Новый звук, бросили что-то тяжелое – стул или доску? – обрушив поленницу или забор. Новые крики – зрителей, застигнутых врасплох; торопливые шаги – это зрители бросились врассыпную, и шум драки стал заметно ближе. Альмеда видит фигуру в светлом платье – она бежит, скрючившись. Это, видно, та женщина. В руке у нее что-то вроде палки или черепицы, она поворачивается и швыряет это в другую фигуру, темную, бегущую следом.

«Лови ее! – кричат вокруг. – Врежь ей хорошенько!»

Многие зрители отстали; только эти двое видны, они сцепляются, борются, снова расцепляются и наконец врезаются в забор Альмеды. Звуки сливаются в какофонию – кто-то давится, блюет, сопит, слышны удары кулаков.
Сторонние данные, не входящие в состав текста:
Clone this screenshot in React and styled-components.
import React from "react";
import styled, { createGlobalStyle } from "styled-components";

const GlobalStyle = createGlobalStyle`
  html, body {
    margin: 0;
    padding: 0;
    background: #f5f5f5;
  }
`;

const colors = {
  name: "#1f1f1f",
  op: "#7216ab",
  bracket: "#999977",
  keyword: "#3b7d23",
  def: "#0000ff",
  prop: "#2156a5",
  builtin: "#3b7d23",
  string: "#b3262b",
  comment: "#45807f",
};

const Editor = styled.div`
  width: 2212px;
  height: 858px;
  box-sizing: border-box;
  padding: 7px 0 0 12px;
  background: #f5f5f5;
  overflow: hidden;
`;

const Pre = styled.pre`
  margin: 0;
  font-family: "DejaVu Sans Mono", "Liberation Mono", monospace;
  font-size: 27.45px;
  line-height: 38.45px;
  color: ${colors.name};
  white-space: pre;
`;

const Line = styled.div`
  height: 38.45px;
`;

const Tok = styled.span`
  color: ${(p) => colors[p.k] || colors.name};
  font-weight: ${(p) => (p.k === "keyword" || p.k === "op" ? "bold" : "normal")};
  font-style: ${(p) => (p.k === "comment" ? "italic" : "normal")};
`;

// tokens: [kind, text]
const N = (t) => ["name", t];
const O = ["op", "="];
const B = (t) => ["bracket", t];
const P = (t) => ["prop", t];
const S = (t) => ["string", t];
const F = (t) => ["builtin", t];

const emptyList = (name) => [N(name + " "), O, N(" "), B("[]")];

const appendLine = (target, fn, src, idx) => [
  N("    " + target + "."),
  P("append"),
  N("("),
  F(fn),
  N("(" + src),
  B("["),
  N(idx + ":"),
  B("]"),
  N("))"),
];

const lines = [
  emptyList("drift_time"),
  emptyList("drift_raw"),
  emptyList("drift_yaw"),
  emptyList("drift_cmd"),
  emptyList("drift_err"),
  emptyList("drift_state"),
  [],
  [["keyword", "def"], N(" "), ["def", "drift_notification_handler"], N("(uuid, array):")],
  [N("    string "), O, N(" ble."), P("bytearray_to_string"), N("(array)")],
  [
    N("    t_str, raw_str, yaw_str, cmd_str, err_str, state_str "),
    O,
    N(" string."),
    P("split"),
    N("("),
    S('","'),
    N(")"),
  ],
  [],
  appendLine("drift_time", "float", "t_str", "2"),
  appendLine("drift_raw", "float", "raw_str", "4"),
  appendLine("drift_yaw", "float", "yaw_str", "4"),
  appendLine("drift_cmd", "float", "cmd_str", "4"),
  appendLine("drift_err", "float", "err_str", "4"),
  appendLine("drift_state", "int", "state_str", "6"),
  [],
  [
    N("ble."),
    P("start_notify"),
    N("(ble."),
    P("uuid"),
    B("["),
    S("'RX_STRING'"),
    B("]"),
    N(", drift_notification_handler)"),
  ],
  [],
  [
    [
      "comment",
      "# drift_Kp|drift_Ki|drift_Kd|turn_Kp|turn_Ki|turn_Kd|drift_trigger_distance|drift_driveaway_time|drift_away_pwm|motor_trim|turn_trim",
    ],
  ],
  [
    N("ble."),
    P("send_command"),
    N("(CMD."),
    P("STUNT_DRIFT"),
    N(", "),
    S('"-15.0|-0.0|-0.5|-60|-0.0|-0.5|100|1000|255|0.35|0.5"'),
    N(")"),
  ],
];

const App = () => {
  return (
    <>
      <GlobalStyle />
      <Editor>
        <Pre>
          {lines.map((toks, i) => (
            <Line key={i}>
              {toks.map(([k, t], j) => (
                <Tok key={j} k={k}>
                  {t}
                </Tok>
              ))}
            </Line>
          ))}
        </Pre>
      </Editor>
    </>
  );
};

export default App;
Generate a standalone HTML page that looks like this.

Доносится долгий вибрирующий, полузадушенный вопль боли и самоунижения, окончательной капитуляции. Это может быть любой из дерущихся или оба.

Альмеда пятится от окна и садится на кровать. Что она слышала – убийство? Что делать? Что она может сделать? Надо зажечь фонарь, спуститься вниз и зажечь фонарь. И выйти с ним во двор. Она должна спуститься вниз. И выйти во двор. Фонарь. Она падает на кровать и вжимается лицом в подушку. Только минуту. Вниз по лестнице, фонарь. Она видит себя уже внизу, в задней прихожей, рука отодвигает засов задней двери. Альмеда засыпает.

Она просыпается, вздрогнув, в первых утренних лучах. Ей чудится, что на подоконнике сидит большая ворона и неодобрительно, но безо всякого удивления обсуждает события минувшей ночи. «Проснись и передвинь тачку!» – сердито каркает ворона, и Альмеда понимает, что под тачкой имеется в виду что-то совершенно другое – что-то отвратительное и прискорбное. Она просыпается окончательно и видит, что никакой вороны на подоконнике нет. Она вскакивает и выглядывает в окно.

К ее забору привалился бледный куль – человеческое тело.

Тачка.

Альмеда кутается в шаль поверх ночной рубашки и спускается на первый этаж. В передних комнатах еще полумрак, жалюзи на кухне опущены. Что-то капает – неторопливо, укоризненно: «Плип. Плоп», напоминая ей разговор с вороной. Но это лишь виноградная масса, вывешенная вечером. Альмеда отодвигает засов и выходит в заднюю дверь. За ночь пауки заплели дверной проем паутиной. Мальвы, тяжелые от росы, обвисли. Она доходит до забора, раздвигает липкие мальвы, смотрит вниз и все видит.

Там лежит тело женщины – на боку, извернувшись, лицо вдавлено в землю. Альмеде его не видно. Зато видна выпавшая наружу голая грудь с вытянутым соском – длинным, как у коровы, – голая ляжка и нога. На ляжке синяк – огромный, размером с подсолнух. За пределами синяка кожа сероватая, как сырая ощипанная куриная ножка. Тело одето во что-то вроде ночной сорочки или платья. Пахнет рвотой. Мочой, спиртным и рвотой.

Босая, в ночной рубашке и тонкой шали, Альмеда бежит прочь. Она огибает дом, спеша между верандой и яблонями в саду; распахивает калитку и несется по Дафферин-стрит к дому Джарвиса Полтера, ближайшего соседа. Долго колотит ладонью в его дверь.